- The Washington Times - Tuesday, August 19, 2003

BAGHDAD — Taha Yassin Ramadan, a former Iraqi vice president known as “Saddam’s knuckles” for his ruthlessness against regime enemies, was captured by Kurdish fighters yesterday in the northern Iraqi city of Mosul and turned over to U.S. forces.

Ramadan once was considered Iraq’s second-most-powerful man, but his influence declined in the later years of Saddam Hussein’s regime. He was No. 20 on the U.S. list of most-wanted Iraqi fugitives and the “10 of Diamonds” in the Pentagon’s deck of cards depicting former regime figures.

Pentagon spokeswoman Diane Perry confirmed that Ramadan was turned over to the U.S. Army yesterday.

President Bush expressed pleasure over Ramadan’s capture, saying, “Slowly but surely, we’ll find who we need to find. It’s just a matter of time.”

Asked if the capture made him hopeful that Saddam would be nabbed soon, Mr. Bush said: “We’ll find him and we’ll bring him to justice.”

Fighters from the Patriotic Union of Kurdistan (PUK) captured Ramadan, 65, said Kasrat Rasouli, a PUK official in Sulaymaniyah. He gave no further details. The capture took place in Mosul, Ramadan’s hometown.

Ramadan was disguised in traditional Arab peasant clothes when PUK fighters captured him with his family, a Kurdish source said on the condition of anonymity.

PUK spokesman Latif Rashid said from London that Mr. Ramadan “was hiding among his relatives or colleagues.”

Mosul was also where Saddam’s sons, Qusai and Uday, were hiding when U.S. forces raided their hide-out, sparking a furious gunbattle that killed the two brothers, a bodyguard and Qusai’s son.

Ramadan, who became vice president in March 1991 and was a Revolutionary Command Council member, was widely considered to be as ruthless as Saddam. He headed a 1970 court that executed 44 officers for plotting to overthrow the regime.

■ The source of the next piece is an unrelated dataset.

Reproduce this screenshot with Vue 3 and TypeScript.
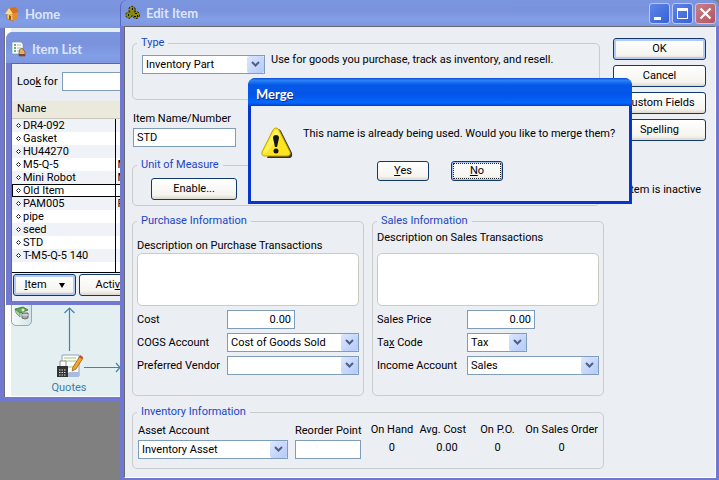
<script setup lang="ts">
import { ref } from 'vue'

interface ListedItem { name: string; description: string }

const items: ListedItem[] = [
  { name: 'DR4-092', description: '' },
  { name: 'Gasket', description: '' },
  { name: 'HU44270', description: '' },
  { name: 'M5-Q-5', description: 'M' },
  { name: 'Mini Robot', description: 'M' },
  { name: 'Old Item', description: '' },
  { name: 'PAM005', description: 'P' },
  { name: 'pipe', description: '' },
  { name: 'seed', description: '' },
  { name: 'STD', description: '' },
  { name: 'T-M5-Q-5 140', description: '' },
]
const selected = ref('Old Item')
const lookFor = ref('')
const itemName = ref('STD')
const cost = ref('0.00')
const price = ref('0.00')
const reorder = ref('')
</script>

<template>
  <div class="desktop">
    <section class="window home">
      <header class="titlebar">
        <svg class="title-icon" width="16" height="16" viewBox="0 0 16 16">
          <path d="M3 7v6l6 2V8z" fill="#f7c558" stroke="#a8611c" stroke-width=".6" />
          <path d="M9 8v7l5-3V6z" fill="#e98a2e" />
          <path d="M1 8 5 2l7-1 3 5-5 1-2 1z" fill="#d9701d" />
          <path d="M1 8 5 2l4 6z" fill="#fbdc8e" />
          <path d="M5 9v4.500l2 .5v-4z" fill="#a34b17" />
        </svg>
        <h1>Home</h1>
      </header>
      <div class="home-body">
        <div class="flow">
          <span class="money">
            <svg width="16" height="14" viewBox="0 0 16 14">
              <path d="M1 3 9 1l5 3-8 3z" fill="#63a850" stroke="#2f7137" stroke-width=".8" />
              <path d="m1 3 5 4v4L2 7z" fill="#a7d795" stroke="#3d7e3c" stroke-width=".6" />
              <circle cx="9" cy="4" r="1.500" fill="#d8efc8" />
              <path d="M8 7h6v5q-3 2-6 0z" fill="#aaa" stroke="#555" stroke-width=".8" />
              <path d="M8 9h6" stroke="#eee" />
            </svg>
          </span>
          <svg class="paths" width="110" height="72" viewBox="0 0 110 72" fill="none">
            <g stroke="#3f86a8" stroke-width="1.200">
              <path d="M58.500 45V2M53.500 7l5-5 5 5M73 61.500h37M105 57l4 4.500-4 4.500" />
            </g>
            <path d="M51 49h17v21H51z" fill="#fff" stroke="#8fa3bd" />
            <path d="M53 52h12M53 55h12M53 61h12" stroke="#9bc47a" />
            <path d="M58 66h10v5H54z" fill="#a9bbe0" />
            <path d="M49 55h6v7h-6z" fill="#fff" stroke="#777" stroke-width=".8" />
            <path d="M46 60h11v11H46z" fill="#333" />
            <path d="M48 64h7M48 66.500h7M48 69h7" stroke="#ddd" stroke-dasharray="1.500 1" />
            <path d="m61 65 1-4 7-11 3 2-7 11z" fill="#f4a623" stroke="#8f4a11" stroke-width=".7" />
            <path d="m68 51 1-2 3 2-1 2z" fill="#d8453a" />
          </svg>
          <a class="quotes" href="#quotes">Quotes</a>
        </div>
      </div>
    </section>

    <section class="window item-list">
      <header class="titlebar">
        <svg class="title-icon" width="16" height="16" viewBox="0 0 16 16">
          <path d="M1 1h9l2 2v10H1z" fill="#fff" stroke="#7a8ca8" stroke-width=".7" />
          <path d="M3 4h2M3 7h2M3 10h2" stroke="#2d9a45" stroke-width="1.500" />
          <path d="M6 4h4M6 7h4M6 10h3" stroke="#9bb" />
          <path d="M8 11q0-3 3-4l3 4v4H8z" fill="#e8ad62" stroke="#75502e" stroke-width=".7" />
          <path d="M8 13h6v2H8z" fill="#7d4428" />
        </svg>
        <h1>Item List</h1>
      </header>
      <div class="list-body">
        <div class="search">
          <label for="look">Loo<u>k</u> for</label>
          <input id="look" v-model="lookFor" class="text" type="text">
        </div>
        <table class="items">
          <thead><tr><th class="name">Name</th><th></th></tr></thead>
          <tbody>
            <tr
              v-for="item in items"
              :key="item.name"
              :class="{ selected: item.name === selected }"
              @click="selected = item.name"
            >
              <td class="name">
                <svg width="5" height="5" viewBox="0 0 5 5"><path d="M2.500.5l2 2-2 2-2-2z" fill="#fff" stroke="#222" /></svg>{{ item.name }}
              </td>
              <td>{{ item.description }}</td>
            </tr>
            <tr class="filler"><td class="name"></td><td></td></tr>
          </tbody>
        </table>
        <div class="list-actions">
          <button class="btn default" type="button">
            <span><u>I</u>tem</span>
            <svg width="6" height="5" viewBox="0 0 6 5"><path d="M0 0h6L3 5z" fill="#000" /></svg>
          </button>
          <button class="btn wide" type="button">
            <span>Acti<u>v</u>ities</span>
            <svg width="6" height="5" viewBox="0 0 6 5"><path d="M0 0h6L3 5z" fill="#000" /></svg>
          </button>
        </div>
      </div>
    </section>

    <section class="window edit">
      <header class="titlebar">
        <svg class="title-icon" width="16" height="16" viewBox="0 0 16 16">
          <g fill="#8d8a0a" stroke="#1c1c00" stroke-width="1" stroke-dasharray="2 1.500">
            <circle cx="7" cy="4.500" r="3.200" />
            <circle cx="4" cy="10" r="3.200" />
            <circle cx="11" cy="10" r="3.500" />
          </g>
          <path d="M6 7h3v3H6z" fill="#8d8a0a" />
          <path d="M7 3h1v2H7zM3 9h1v2H3zM10 8h2v1h-2zM9 11h2v1H9zM12 10h1v2h-1z" fill="#111" />
        </svg>
        <h1>Edit Item</h1>
        <div class="caption-buttons">
          <button type="button" aria-label="Minimize">
            <svg width="19" height="19" viewBox="0 0 19 19"><path d="M4 13h7v3H4z" fill="#fff" /></svg>
          </button>
          <button type="button" aria-label="Maximize">
            <svg width="19" height="19" viewBox="0 0 19 19"><path d="M4 4h11v11H4zM5 7v7h9V7z" fill="#fff" fill-rule="evenodd" /></svg>
          </button>
          <button class="close" type="button" aria-label="Close">
            <svg width="19" height="19" viewBox="0 0 19 19"><path d="m4.500 4.500 10 10m0-10-10 10" stroke="#fff" stroke-width="2.200" /></svg>
          </button>
        </div>
      </header>
      <form class="edit-body" @submit.prevent>
        <div class="form">
          <fieldset class="type">
            <legend>Type</legend>
            <div class="type-row">
              <span class="combo">
                <select aria-label="Type"><option>Inventory Part</option></select>
                <svg viewBox="0 0 17 17"><path d="m5 6 3.500 3.500L12 6" /></svg>
              </span>
              <p>Use for goods you purchase, track as inventory, and resell.</p>
            </div>
          </fieldset>

          <div class="item-name">
            <label for="name">Item Name/Number</label>
            <input id="name" v-model="itemName" class="text" type="text">
          </div>

          <fieldset class="unit">
            <legend>Unit of Measure</legend>
            <button class="btn" type="button">Enable...</button>
          </fieldset>

          <div class="pair">
            <fieldset class="info">
              <legend>Purchase Information</legend>
              <label class="desc" for="pdesc">Description on Purchase Transactions</label>
              <textarea id="pdesc"></textarea>
              <div class="rows">
                <label for="cost">Cost</label>
                <input id="cost" v-model="cost" class="text amount" type="text">
                <label for="cogs">COGS Account</label>
                <span class="combo">
                  <select id="cogs"><option>Cost of Goods Sold</option></select>
                  <svg viewBox="0 0 17 17"><path d="m5 6 3.500 3.500L12 6" /></svg>
                </span>
                <label for="vendor">Preferred Vendor</label>
                <span class="combo">
                  <select id="vendor"><option></option></select>
                  <svg viewBox="0 0 17 17"><path d="m5 6 3.500 3.500L12 6" /></svg>
                </span>
              </div>
            </fieldset>
            <fieldset class="info">
              <legend>Sales Information</legend>
              <label class="desc upper" for="sdesc">Description on Sales Transactions</label>
              <textarea id="sdesc"></textarea>
              <div class="rows">
                <label for="price">Sales Price</label>
                <input id="price" v-model="price" class="text amount" type="text">
                <label for="tax">Ta<u>x</u> Code</label>
                <span class="combo short">
                  <select id="tax"><option>Tax</option></select>
                  <svg viewBox="0 0 17 17"><path d="m5 6 3.500 3.500L12 6" /></svg>
                </span>
                <label for="income">Income Account</label>
                <span class="combo">
                  <select id="income"><option>Sales</option></select>
                  <svg viewBox="0 0 17 17"><path d="m5 6 3.500 3.500L12 6" /></svg>
                </span>
              </div>
            </fieldset>
          </div>

          <fieldset class="inventory">
            <legend>Inventory Information</legend>
            <div class="inventory-row">
              <div class="field asset">
                <label for="asset">Asset Account</label>
                <span class="combo">
                  <select id="asset"><option>Inventory Asset</option></select>
                  <svg viewBox="0 0 17 17"><path d="m5 6 3.500 3.500L12 6" /></svg>
                </span>
              </div>
              <div class="field reorder">
                <label for="reorder">Reorder Point</label>
                <input id="reorder" v-model="reorder" class="text" type="text">
              </div>
              <table class="stock">
                <colgroup><col class="c-hand"><col class="c-avg"><col class="c-po"><col></colgroup>
                <thead><tr><th>On Hand</th><th>Avg. Cost</th><th>On P.O.</th><th>On Sales Order</th></tr></thead>
                <tbody><tr><td>0</td><td class="avg">0.00</td><td>0</td><td>0</td></tr></tbody>
              </table>
            </div>
          </fieldset>
        </div>

        <div class="side">
          <button class="btn default" type="submit">OK</button>
          <button class="btn" type="button">Cancel</button>
          <button class="btn" type="button">Custom Fields</button>
          <button class="btn" type="button">Spellin<u>g</u></button>
          <label class="inactive"><input type="checkbox"> Item is inactive</label>
        </div>
      </form>
    </section>

    <section class="merge" role="dialog" aria-labelledby="merge-title">
      <header><h2 id="merge-title">Merge</h2></header>
      <div class="merge-body">
        <svg width="32" height="32" viewBox="0 0 32 32">
          <path d="M17 2q2 0 3 2l11 22q1 5-3 5H6z" fill="#33333a" />
          <path d="M15 1q2 0 3 2l11 22q1 4-3 4H4q-4 0-3-4L12 3q1-2 3-2z" fill="#ffe51f" stroke="#c5a300" />
          <path d="M15 3q1 0 2 2l2 4-14 17-2 0q-1-1 0-2L13 5q1-2 2-2z" fill="#fff45e" />
          <path d="M12 11q0-3 3-3t3 3l-2 9h-2z" fill="#161616" />
          <circle cx="15" cy="24" r="2.500" fill="#161616" />
        </svg>
        <div class="merge-content">
          <p>This name is already being used. Would you like to merge them?</p>
          <div class="merge-actions">
            <button class="btn" type="button"><u>Y</u>es</button>
            <button class="btn focused" type="button"><u>N</u>o</button>
          </div>
        </div>
      </div>
    </section>
  </div>
</template>

<style>
body { background: #808080; }
</style>

<style scoped>
* { box-sizing: border-box; }
.desktop {
  position: relative;
  min-height: 100vh;
  overflow: hidden;
  background: #808080;
  color: #000;
  font: 11px/14px "Tahoma", "Roboto", "DejaVu Sans", sans-serif;
}
button, input, select, textarea { font: inherit; color: inherit; }
h1, h2, p { margin: 0; }
u { text-underline-offset: 1px; }

.window {
  border: 4px solid #7079cf;
  border-top: 0;
  border-radius: 7px 7px 0 0;
  background: #7079cf;
}
.titlebar {
  display: flex;
  flex: none;
  align-items: center;
  gap: 5px;
  height: 26px;
  margin: 0 -4px;
  padding: 0 4px;
  border-radius: 7px 7px 0 0;
  background: linear-gradient(#7a96df, #7b92dc 40%, #819fe6 75%, #7f96e0);
}
.titlebar h1 {
  color: #dce5fb;
  font: bold 13px/18px "Trebuchet MS", "Lato", sans-serif;
}
.title-icon { flex: none; }

.home { position: absolute; left: 0; top: 0; width: 60%; border-radius: 0; }
.home .titlebar { height: 28px; border-radius: 0; }
.home-body { padding: 0 0 1px 6px; border-left: 1px solid #6c6e78; background: #fff; }
.flow { position: relative; height: 368px; padding-top: 272px; background: #e4eff2; }
.money {
  position: absolute;
  left: 0;
  top: 266px;
  display: grid;
  place-items: center;
  width: 21px;
  height: 32px;
  padding-top: 6px;
  border: 1px solid #93a9b6;
  border-radius: 5px;
  background: linear-gradient(90deg, #f5fafb, #d5e4e9);
}
.paths { display: block; margin-top: 6px; }
.quotes { display: block; width: 116px; margin-top: 3px; color: #427ba5; text-align: center; text-decoration: none; }

.item-list {
  position: absolute;
  left: 6px;
  top: 32px;
  width: 45%;
  border-width: 0 5px 4px;
}
.item-list .titlebar { height: 31px; margin: 0 -5px; padding: 2px 5px 0; }
.list-body { padding: 8px 0 5px; border: solid #67696e; border-width: 1px 0 0 1px; background: #ebeef3; }
.search { display: flex; align-items: center; gap: 6px; padding-left: 5px; }
.search label { width: 39px; white-space: nowrap; }
.search .text { flex: 1; }
.items { width: 100%; margin-top: 10px; border-collapse: collapse; border-bottom: 1px solid #000; background: #fff; }
.items th { height: 17px; padding: 0 5px; border-bottom: 1px solid #cbc7b8; background: #ebe9db; font-weight: normal; text-align: left; }
.items .name { width: 103px; }
.items td { height: 13px; padding: 0 2px; line-height: 13px; white-space: nowrap; }
.items td.name { padding: 0 4px; border-right: 1px solid #000; }
.items td svg { margin-right: 2px; vertical-align: 1px; }
.items tbody tr:nth-child(odd) { background: #eff3f8; }
.items tbody tr.selected { background: #fff; outline: 1px solid #000; outline-offset: -1px; }
.items tbody .filler { background: #fff; }
.items .filler td { height: 11px; }
.list-actions { display: flex; gap: 3px; padding: 1px 1px 0; }
.list-actions .btn { display: flex; align-items: center; justify-content: center; gap: 12px; width: 63px; }
.list-actions .wide { width: 96px; }

.text, .combo select {
  display: block;
  width: 100%;
  min-width: 0;
  height: 19px;
  margin: 0;
  padding: 0 3px;
  border: 1px solid #7f9db9;
  border-radius: 0;
  background: #fff;
  outline: 0;
}
.combo { position: relative; display: block; }
.combo select { appearance: none; padding-right: 18px; }
.combo svg {
  position: absolute;
  right: 1px;
  top: 1px;
  width: 17px;
  height: 17px;
  border-radius: 2px;
  background: linear-gradient(135deg, #dce7ff, #b4c9f8);
  pointer-events: none;
}
.combo path { fill: none; stroke: #4d6185; stroke-width: 2; }

.btn {
  height: 22px;
  padding: 0 6px;
  border: 1px solid #12396d;
  border-radius: 3px;
  background: linear-gradient(#fff, #f5f4ef 80%, #ddd8cc);
  white-space: nowrap;
}
.btn.default { box-shadow: inset 0 0 0 2px #b2cbf4; }
.btn.focused { box-shadow: inset 0 0 0 1px #a9c1ee; outline: 1px dotted #222; outline-offset: -3px; }

.edit {
  position: relative;
  display: flex;
  flex-direction: column;
  min-height: 100vh;
  margin-left: 120px;
  border-width: 0 3px 2px 4px;
}
.edit .titlebar { margin: 0 -3px 0 -4px; padding: 0 3px 0 4px; border-left: 1px solid #5a66c4; }
.caption-buttons { display: flex; gap: 2px; margin-left: auto; }
.caption-buttons button {
  width: 21px;
  height: 21px;
  padding: 0;
  border: 1px solid #b9c9f2;
  border-radius: 3px;
  background: linear-gradient(135deg, #5f85e6, #3562d8);
}
.caption-buttons .close { background: linear-gradient(135deg, #c98087, #af5560); }
.caption-buttons svg { display: block; }
.edit-body {
  display: flex;
  flex: 1;
  gap: 9px;
  padding: 9px 9px 8px 7px;
  border: 1px solid;
  border-color: #67696e #fff #fff #67696e;
  background: #ebeef3;
}
.form { flex: 1; min-width: 0; }
.side { display: flex; flex: none; flex-direction: column; gap: 5px; width: 93px; padding-top: 2px; }
.inactive { display: flex; align-items: center; justify-content: flex-end; gap: 4px; margin-top: 37px; padding-right: 5px; white-space: nowrap; }
.inactive input { width: 13px; height: 13px; margin: 0; }

fieldset { min-width: 0; margin: 0; padding: 0 4px; border: 1px solid #c8cdcc; border-radius: 5px; }
legend { padding: 0 4px; color: #1a46c4; }
.type { margin-right: 4px; padding: 5px 9px 25px; }
.type legend { margin-left: -5px; }
.type-row { display: flex; gap: 6px; }
.type-row .combo { width: 123px; }
.type-row p { line-height: 10px; }
.item-name { width: 104px; margin-top: 12px; padding-left: 1px; }
.item-name label { display: block; margin-bottom: 2px; white-space: nowrap; }
.unit { margin: 11px 4px 8px 0; padding: 6px 18px 5px; }
.unit legend { margin-left: -14px; }
.unit .btn { display: block; width: 86px; }
.pair { display: grid; grid-template-columns: 1fr 1fr; gap: 8px; }
.info { padding-bottom: 20px; }
.desc { display: block; height: 25px; padding-top: 11px; white-space: nowrap; }
.desc.upper { padding-top: 3px; }
textarea { display: block; width: 100%; height: 53px; margin: 0 0 4px; border: 1px solid #c9ccbf; border-radius: 5px; background: #fff; resize: none; outline: 0; }
.rows { display: grid; grid-template-columns: 90px 1fr; gap: 4px 0; align-items: center; }
.rows label { white-space: nowrap; }
.amount { width: 68px; text-align: right; }
.combo.short { width: 60px; }
.inventory { margin-top: 9px; padding: 5px 5px 8px; }
.inventory legend { margin-left: -1px; }
.inventory-row { display: flex; gap: 7px; }
.field { flex: none; }
.field label { display: block; margin-bottom: 2px; white-space: nowrap; }
.asset { width: 150px; }
.reorder { width: 66px; }
.stock { flex: 1; align-self: flex-start; table-layout: fixed; border-collapse: collapse; }
.stock th, .stock td { height: 18px; padding: 0; font-weight: normal; line-height: 12px; text-align: center; vertical-align: top; white-space: nowrap; }
.stock .avg { padding-right: 12px; text-align: right; }
.c-hand { width: 48px; }
.c-avg { width: 54px; }
.c-po { width: 56px; }

.merge {
  position: absolute;
  left: 248px;
  top: 78px;
  width: 384px;
  border: solid #0636cf;
  border-width: 0 3px 3px;
  border-radius: 8px 8px 0 0;
  background: #ebeef3;
}
.merge header {
  margin: 0 -3px;
  padding: 7px 8px 3px;
  border-radius: 7px 7px 0 0;
  background: linear-gradient(#0a4bd0, #2a83f7 8%, #0458e6 25%, #0355e8 60%, #0466ff 88%, #0340c4);
}
.merge h2 { color: #fff; font: bold 13px/18px "Trebuchet MS", "Lato", sans-serif; text-shadow: 1px 1px #0a2d86; }
.merge-body { display: flex; gap: 10px; padding: 21px 10px 20px; }
.merge-body svg { flex: none; }
.merge-content { flex: 1; white-space: nowrap; }
.merge-actions { display: flex; gap: 22px; margin-top: 20px; padding-left: 74px; }
.merge-actions .btn { width: 52px; height: 20px; }
</style>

During a visit to Jordan in the 1980s, he was asked by Muslim fundamentalists about the Ba’ath Party’s attitude toward Islam.

Ramadan replied that Muslims were free to pray and follow their faith, “but if they try to harm the Ba’athist regime or ridicule its slogans, the regime will break their necks.”

Ramadan is high on the list of regime figures who Iraqi opposition groups say should be tried for war crimes.

Born in 1938, he joined the underground Ba’ath Party in 1956 and became close to Saddam. After the 1968 coup by the party, he held several posts and became a member of the regional command in 1969.

During the 1980s, he was deputy prime minister and for a time was considered the second-most-powerful man in Iraq after Saddam.

He was said to have presided over many purges carried out by Saddam to eliminate rivals and strengthen his political control.

He lauded the executions of Iraqi officials found guilty of bribery as necessary “lessons for the others” and often took a harder line than Saddam in denouncing the United States, Israel and other states deemed hostile to Baghdad.

He once described the U.S. Congress as little more than an extension of Israel’s Knesset, or parliament.

For all his ruthlessness, Ramadan obeyed Saddam in all things.

Shortly before the end of Iraq’s 1980-88 war with Iran, Saddam ruled that too many Iraqi officials were getting fat while the troops at the front were fighting for the nation’s survival.

He published the weights of his Cabinet ministers and the weights he felt they should be, then gave them 30 days to slim down. The flabby Ramadan was told to shed 60 pounds — and he did.